Why is it difficult to standardize cutting conditions?

Understanding Cutting Conditions

When it comes to machining and manufacturing, cutting conditions play a vital role in determining both productivity and quality.
They include variables such as cutting speed, feed rate, depth of cut, and tool material, all of which work together to shape the final product.
These conditions need to be optimized to achieve the best results.
However, standardizing them poses unique challenges, though many attempt to establish universal guidelines.
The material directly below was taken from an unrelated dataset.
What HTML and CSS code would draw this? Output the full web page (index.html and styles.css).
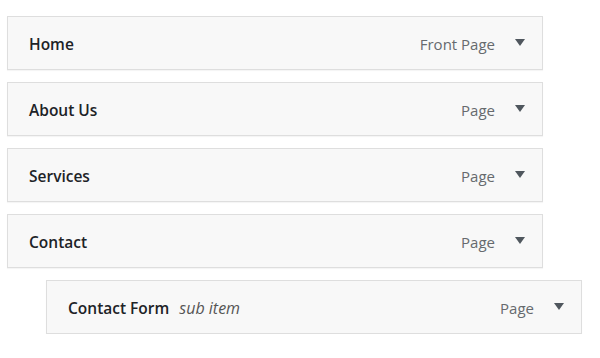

Varied Materials and Tools

One of the main reasons it’s difficult to standardize cutting conditions is the sheer variety of materials and tools used in manufacturing.
Different materials such as metals, plastics, and composites each react differently under similar cutting conditions.
For instance, the approach for machining aluminum may significantly vary from that of steel.
Each material has its own properties like hardness, tensile strength, and thermal conductivity that influence how it should be cut.
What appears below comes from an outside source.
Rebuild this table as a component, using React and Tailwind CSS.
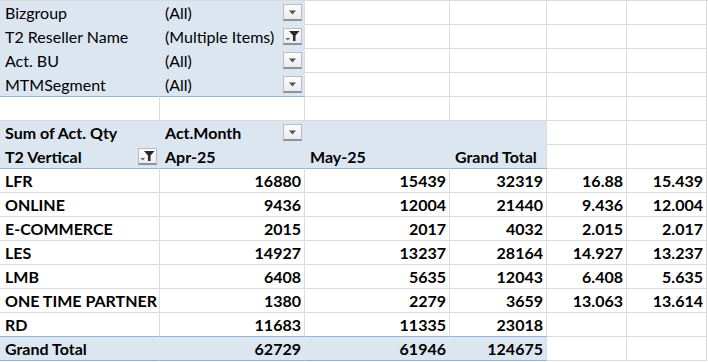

Similarly, the tools used in the process can differ widely.
Tool geometry, coating, and material composition can all affect cutting performance.
A tool made of high-speed steel may require very different settings compared to one made of carbide.
With such diversity, creating a one-size-fits-all approach becomes impractical.

Machine Variabilities

Even when machining similar materials, different machines have their own peculiarities.
Factors like machine age, maintenance level, and inherent design characteristics can result in varying performance levels.
Modern CNC machines may offer advanced features that can handle higher speeds and feeds with precision, whereas older models might require more conservative settings to ensure safety and accuracy.

These machine-specific variances can further complicate the task of establishing standardized cutting conditions.
What works optimally on one machine might not yield the same results on another, even if it’s cutting the same material.

Changing Technology

The rapid pace of technological advancements makes it challenging to establish fixed standards for cutting conditions.
As newer, more efficient cutting tools and machines are developed, they can render previous standards obsolete.
Manufacturers constantly innovate to create tools that can cut faster, last longer, and produce better finishes.

Technological improvements such as advanced coatings, enhanced tool designs, and innovative machine capabilities require an ongoing reassessment of cutting standards.
This ever-changing landscape means that any attempt at standardization must remain flexible and open to updates.

Influence of Environmental Factors

Environmental factors can significantly influence the performance of machining processes.
Temperature and humidity levels within a workshop can affect both the material being machined and the machine itself.
Metals, for example, can expand or contract with temperature changes, which can impact cutting efficiency and accuracy.

Furthermore, coolant systems and lubrication methods can vary, impacting heat dissipation and the overall cutting process.
These environmental variables make it difficult to maintain consistent cutting conditions across different settings and regions.

Operator Expertise and Human Element

The experience and skill of the machine operator can also play a crucial role in determining cutting conditions.
Experienced operators often make adjustments on the fly based on their knowledge and perception of the machining process.
They may modify speeds, feeds, or depth of cut to address unanticipated problems or to optimize results.

This human element introduces variability that is challenging to standardize.
Operator training programs might emphasize particular strategies or settings, but individual intuition and expertise often lead to variable approaches.

Balancing Speed and Quality

When considering cutting conditions, manufacturers are often tasked with balancing speed against quality.
Standardizing these conditions involves carefully assessing this trade-off.
Manufacturers typically aim for maximum efficiency without sacrificing the quality of the final product.

High cutting speeds can enhance productivity but may reduce tool life and compromise surface finish or dimensional accuracy.
Conversely, slowing down the process might improve quality and tool longevity but at the cost of reduced throughput.

Conclusion: The Complexity of Standardization

Given the interplay of diverse materials, tools, machines, technology, environments, and human factors, the standardization of cutting conditions is inherently complex.
While industry guidelines and recommendations exist, the need for flexibility and adjustment remains crucial.
Manufacturing is unavoidably context-specific, and determining the ideal conditions often requires careful consideration and adaptation to meet unique project requirements.

Ultimately, rather than striving for unyielding standardization, the focus should be on developing adaptable frameworks.
These frameworks allow for variability, taking into account the countless factors influencing cutting conditions.
Through continuous research, innovation, and experience sharing, the industry can enhance its understanding of what constitutes optimal cutting conditions, even if absolute standardization remains elusive.